I don’t know what is sadder, Levi realizing his “Clavdia” does not share his (our) passion for The Magic Mountain or poor Rita reading all that for the romance -- which is almost like a trace impurity in the book. I imagine her scanning the chapters following the death of Peeperkorn looking, in vain, for any mention of Madame Chauchat.


Zinc (Zn 30)


"Zinc metal was not produced on a large scale until the 12th century in India and was unknown to Europe until the end of the 16th century. The mines of Rajasthan have given definite evidence of zinc production going back to 6th century BC.[4] To date, the oldest evidence of pure zinc comes from Zawar, in Rajasthan, as early as the 9th century AD when a distillation process was employed to make pure zinc.[5] Alchemists burned zinc in air to form what they called "philosopher's wool" or "white snow".
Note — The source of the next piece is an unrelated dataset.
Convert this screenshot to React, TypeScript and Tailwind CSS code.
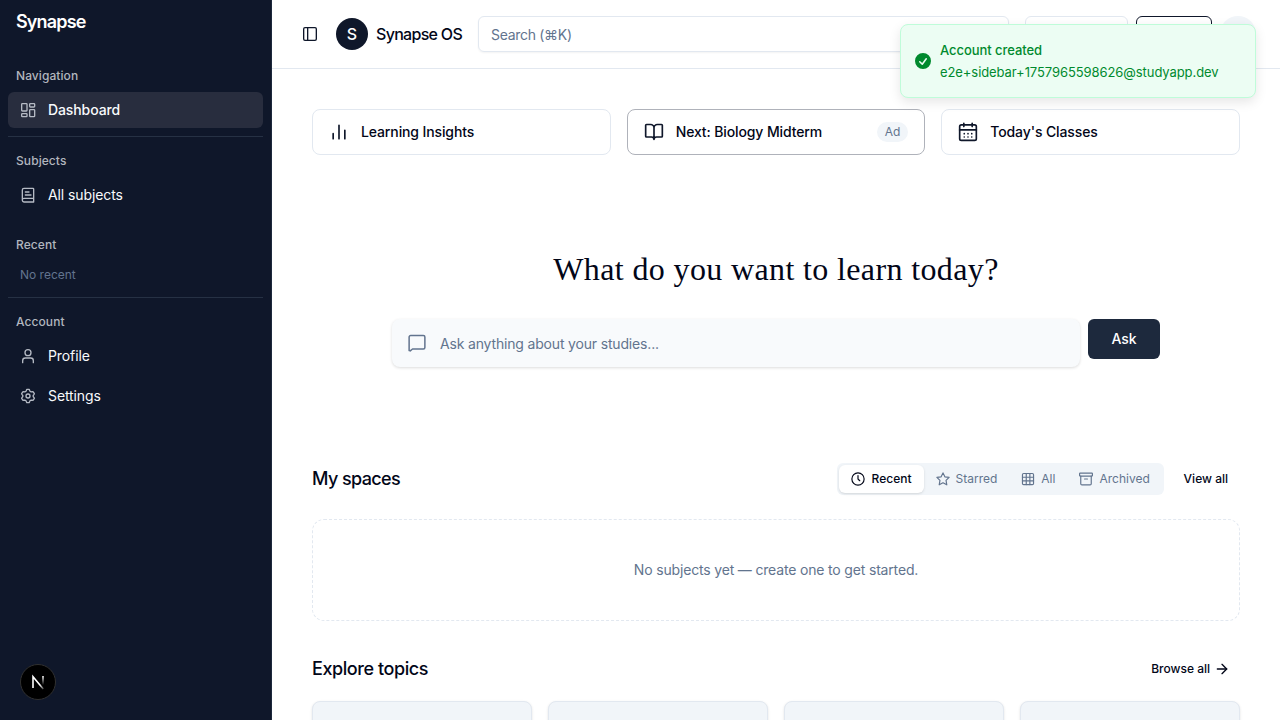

The element was probably named by the alchemist Paracelsus after the German word Zinke [prong?]. German chemist Andreas Sigismund Marggraf is credited with discovering pure metallic zinc in 1746. Work by Luigi Galvani and Alessandro Volta uncovered the electrochemical properties of zinc by 1800. Corrosion-resistant zinc plating of iron (hot-dip galvanizing) is the major application for zinc. Other applications are in batteries, small non-structural castings, and alloys, such as brass. A variety of zinc compounds are commonly used, such as zinc carbonate and zinc gluconate (as dietary supplements), zinc chloride (in deodorants), zinc pyrithione (anti-dandruff shampoos),zinc sulfide (in luminescent paints), and zinc methyl or zinc diethyl in the organic laboratory." -Wiki

Note: The Chronology in the Introduction is now updated to include Primo Levi related dates. Also more WW2 dates especially ones relating to the Italian participation in the war.